(Problem): Copy all lines of the listing that include the string "TypeScript".

(Entries):
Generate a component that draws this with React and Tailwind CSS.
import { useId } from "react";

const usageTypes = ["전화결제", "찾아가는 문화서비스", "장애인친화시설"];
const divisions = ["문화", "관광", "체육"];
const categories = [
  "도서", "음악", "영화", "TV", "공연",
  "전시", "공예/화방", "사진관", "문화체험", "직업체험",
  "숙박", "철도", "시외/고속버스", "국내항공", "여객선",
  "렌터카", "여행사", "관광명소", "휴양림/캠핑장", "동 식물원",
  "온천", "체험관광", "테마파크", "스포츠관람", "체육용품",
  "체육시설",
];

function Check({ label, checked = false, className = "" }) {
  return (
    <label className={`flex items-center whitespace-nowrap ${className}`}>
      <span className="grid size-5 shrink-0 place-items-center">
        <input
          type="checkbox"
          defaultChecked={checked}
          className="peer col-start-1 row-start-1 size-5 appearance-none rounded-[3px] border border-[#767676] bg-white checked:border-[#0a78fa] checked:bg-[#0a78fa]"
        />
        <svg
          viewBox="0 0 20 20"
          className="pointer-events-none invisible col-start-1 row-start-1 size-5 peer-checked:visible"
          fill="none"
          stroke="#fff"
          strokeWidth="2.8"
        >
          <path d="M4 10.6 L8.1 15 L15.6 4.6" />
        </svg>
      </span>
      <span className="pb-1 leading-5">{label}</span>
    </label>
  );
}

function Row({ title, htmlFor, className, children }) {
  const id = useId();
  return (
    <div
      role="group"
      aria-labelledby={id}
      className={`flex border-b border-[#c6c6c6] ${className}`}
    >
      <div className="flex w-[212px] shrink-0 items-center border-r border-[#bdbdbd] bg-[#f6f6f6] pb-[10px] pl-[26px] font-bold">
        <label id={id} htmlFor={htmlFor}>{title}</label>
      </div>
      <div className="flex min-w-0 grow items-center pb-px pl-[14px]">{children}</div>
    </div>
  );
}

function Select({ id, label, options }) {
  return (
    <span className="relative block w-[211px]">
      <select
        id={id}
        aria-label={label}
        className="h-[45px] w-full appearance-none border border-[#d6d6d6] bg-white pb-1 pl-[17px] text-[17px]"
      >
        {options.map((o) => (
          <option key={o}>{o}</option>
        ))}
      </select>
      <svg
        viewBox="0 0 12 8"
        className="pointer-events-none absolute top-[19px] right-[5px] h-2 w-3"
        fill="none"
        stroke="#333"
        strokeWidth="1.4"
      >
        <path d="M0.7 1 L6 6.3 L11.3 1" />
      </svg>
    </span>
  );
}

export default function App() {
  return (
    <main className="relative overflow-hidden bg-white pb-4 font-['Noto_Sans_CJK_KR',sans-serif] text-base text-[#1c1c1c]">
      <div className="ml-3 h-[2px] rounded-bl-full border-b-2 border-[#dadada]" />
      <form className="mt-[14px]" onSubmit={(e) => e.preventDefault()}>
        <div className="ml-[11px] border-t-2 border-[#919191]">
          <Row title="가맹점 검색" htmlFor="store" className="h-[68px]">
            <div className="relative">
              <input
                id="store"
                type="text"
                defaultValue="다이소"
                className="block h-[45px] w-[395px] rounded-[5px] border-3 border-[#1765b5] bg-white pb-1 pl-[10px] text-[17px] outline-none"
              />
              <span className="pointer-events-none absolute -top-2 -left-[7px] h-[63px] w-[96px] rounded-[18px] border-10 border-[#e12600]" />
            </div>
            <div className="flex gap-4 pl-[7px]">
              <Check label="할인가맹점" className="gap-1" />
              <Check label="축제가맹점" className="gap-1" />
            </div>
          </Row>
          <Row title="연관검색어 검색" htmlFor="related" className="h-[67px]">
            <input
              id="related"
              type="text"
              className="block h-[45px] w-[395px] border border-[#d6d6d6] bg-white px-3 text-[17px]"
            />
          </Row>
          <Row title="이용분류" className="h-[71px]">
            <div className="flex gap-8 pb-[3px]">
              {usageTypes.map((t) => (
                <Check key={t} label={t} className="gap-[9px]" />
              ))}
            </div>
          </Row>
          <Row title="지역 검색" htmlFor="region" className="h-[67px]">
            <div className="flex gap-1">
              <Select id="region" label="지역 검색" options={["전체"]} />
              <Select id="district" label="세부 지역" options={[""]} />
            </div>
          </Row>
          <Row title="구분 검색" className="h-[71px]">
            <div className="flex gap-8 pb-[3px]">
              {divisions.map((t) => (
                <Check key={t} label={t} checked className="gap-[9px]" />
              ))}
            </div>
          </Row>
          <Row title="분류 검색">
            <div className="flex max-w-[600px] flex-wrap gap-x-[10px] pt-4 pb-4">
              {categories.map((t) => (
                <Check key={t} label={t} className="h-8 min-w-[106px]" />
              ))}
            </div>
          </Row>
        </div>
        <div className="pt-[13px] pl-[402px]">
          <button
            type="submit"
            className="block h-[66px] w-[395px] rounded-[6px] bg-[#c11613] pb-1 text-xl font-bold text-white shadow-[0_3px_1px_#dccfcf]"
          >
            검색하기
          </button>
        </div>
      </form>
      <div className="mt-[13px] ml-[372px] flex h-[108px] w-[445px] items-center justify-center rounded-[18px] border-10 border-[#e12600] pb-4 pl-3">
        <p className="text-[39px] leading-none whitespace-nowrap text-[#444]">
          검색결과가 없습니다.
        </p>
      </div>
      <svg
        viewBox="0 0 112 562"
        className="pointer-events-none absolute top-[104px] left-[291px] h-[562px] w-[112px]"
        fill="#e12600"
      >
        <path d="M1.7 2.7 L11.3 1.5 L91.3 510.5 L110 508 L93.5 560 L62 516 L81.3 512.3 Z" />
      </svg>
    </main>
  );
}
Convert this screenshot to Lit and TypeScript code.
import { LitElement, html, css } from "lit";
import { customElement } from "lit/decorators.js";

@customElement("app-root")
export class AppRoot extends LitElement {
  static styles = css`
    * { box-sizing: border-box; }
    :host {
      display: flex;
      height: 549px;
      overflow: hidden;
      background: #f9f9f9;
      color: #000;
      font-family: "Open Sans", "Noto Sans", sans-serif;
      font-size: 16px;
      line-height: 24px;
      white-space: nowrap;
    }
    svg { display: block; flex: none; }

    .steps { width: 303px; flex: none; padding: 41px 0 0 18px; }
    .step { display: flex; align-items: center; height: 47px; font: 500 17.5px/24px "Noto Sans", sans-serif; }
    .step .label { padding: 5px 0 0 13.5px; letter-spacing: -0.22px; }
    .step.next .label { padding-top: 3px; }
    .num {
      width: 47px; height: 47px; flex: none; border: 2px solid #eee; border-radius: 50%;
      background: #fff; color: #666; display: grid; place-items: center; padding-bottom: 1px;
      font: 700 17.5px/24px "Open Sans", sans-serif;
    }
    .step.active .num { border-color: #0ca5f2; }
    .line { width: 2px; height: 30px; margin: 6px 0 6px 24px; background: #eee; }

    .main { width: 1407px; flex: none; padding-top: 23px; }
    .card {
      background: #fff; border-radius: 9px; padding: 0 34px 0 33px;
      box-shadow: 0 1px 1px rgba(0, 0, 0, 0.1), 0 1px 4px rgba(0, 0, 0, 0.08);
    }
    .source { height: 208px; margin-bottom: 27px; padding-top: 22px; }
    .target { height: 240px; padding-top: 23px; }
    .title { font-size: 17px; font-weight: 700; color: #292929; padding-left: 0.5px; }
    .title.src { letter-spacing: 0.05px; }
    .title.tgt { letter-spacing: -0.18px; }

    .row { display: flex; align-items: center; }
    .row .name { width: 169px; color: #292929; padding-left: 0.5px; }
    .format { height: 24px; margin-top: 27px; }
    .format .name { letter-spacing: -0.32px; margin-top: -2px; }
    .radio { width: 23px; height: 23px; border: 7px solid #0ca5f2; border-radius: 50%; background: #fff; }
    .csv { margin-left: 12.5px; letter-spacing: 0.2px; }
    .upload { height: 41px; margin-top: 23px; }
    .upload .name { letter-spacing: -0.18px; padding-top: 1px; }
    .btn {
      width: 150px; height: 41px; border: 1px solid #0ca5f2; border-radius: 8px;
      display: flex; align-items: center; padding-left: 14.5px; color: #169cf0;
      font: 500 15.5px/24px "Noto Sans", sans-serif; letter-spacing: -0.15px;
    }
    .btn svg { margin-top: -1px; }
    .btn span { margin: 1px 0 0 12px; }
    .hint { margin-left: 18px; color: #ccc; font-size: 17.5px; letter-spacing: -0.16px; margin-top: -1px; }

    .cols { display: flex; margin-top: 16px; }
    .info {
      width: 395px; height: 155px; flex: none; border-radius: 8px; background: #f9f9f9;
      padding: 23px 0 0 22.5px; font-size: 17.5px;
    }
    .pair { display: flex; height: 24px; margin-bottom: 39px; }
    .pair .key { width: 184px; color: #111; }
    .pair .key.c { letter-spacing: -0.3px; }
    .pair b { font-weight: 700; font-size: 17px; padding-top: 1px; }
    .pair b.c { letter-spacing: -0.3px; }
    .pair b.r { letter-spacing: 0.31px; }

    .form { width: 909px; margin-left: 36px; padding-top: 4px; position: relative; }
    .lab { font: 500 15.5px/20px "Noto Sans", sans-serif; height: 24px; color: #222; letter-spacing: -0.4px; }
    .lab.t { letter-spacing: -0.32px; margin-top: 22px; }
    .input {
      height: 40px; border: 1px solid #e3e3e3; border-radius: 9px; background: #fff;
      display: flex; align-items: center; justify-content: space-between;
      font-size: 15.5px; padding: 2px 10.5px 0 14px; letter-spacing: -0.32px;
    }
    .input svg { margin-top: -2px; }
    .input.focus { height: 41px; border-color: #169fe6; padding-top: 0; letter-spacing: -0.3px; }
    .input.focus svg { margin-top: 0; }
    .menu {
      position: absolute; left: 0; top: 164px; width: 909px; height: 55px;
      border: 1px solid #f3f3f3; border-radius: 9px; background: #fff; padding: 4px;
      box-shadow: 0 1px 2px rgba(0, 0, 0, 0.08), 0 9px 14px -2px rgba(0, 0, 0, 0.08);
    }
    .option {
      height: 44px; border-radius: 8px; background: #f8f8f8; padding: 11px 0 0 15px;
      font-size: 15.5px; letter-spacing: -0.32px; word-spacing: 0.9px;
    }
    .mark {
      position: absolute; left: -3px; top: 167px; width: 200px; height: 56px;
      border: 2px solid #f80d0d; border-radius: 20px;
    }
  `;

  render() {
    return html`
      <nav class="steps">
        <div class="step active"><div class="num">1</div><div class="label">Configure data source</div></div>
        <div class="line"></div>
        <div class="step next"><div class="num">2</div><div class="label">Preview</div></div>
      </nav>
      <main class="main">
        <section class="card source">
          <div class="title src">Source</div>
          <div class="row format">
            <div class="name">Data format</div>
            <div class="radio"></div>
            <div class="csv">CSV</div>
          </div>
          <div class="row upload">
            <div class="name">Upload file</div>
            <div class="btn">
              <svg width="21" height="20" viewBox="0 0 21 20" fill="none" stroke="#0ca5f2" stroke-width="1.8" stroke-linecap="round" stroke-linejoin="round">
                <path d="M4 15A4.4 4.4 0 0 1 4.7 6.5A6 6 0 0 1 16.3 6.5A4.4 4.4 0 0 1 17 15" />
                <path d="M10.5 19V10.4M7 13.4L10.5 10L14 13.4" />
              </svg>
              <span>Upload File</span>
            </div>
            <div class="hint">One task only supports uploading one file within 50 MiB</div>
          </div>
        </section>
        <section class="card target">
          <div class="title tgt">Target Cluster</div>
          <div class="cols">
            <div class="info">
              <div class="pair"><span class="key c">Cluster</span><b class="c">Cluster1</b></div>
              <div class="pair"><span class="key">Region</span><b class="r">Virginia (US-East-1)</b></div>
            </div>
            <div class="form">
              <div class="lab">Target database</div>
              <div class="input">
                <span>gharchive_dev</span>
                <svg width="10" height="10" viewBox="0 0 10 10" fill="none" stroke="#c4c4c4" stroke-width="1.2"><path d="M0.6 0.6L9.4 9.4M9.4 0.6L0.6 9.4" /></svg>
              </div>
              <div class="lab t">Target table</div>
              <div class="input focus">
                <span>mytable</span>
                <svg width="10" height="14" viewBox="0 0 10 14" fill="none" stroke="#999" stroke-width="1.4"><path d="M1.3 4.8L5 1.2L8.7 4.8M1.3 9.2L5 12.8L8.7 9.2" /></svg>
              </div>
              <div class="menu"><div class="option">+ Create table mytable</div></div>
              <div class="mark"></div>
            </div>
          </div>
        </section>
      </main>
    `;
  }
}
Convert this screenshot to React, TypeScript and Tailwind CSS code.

(Finished answer):
Convert this screenshot to Lit and TypeScript code.
Convert this screenshot to React, TypeScript and Tailwind CSS code.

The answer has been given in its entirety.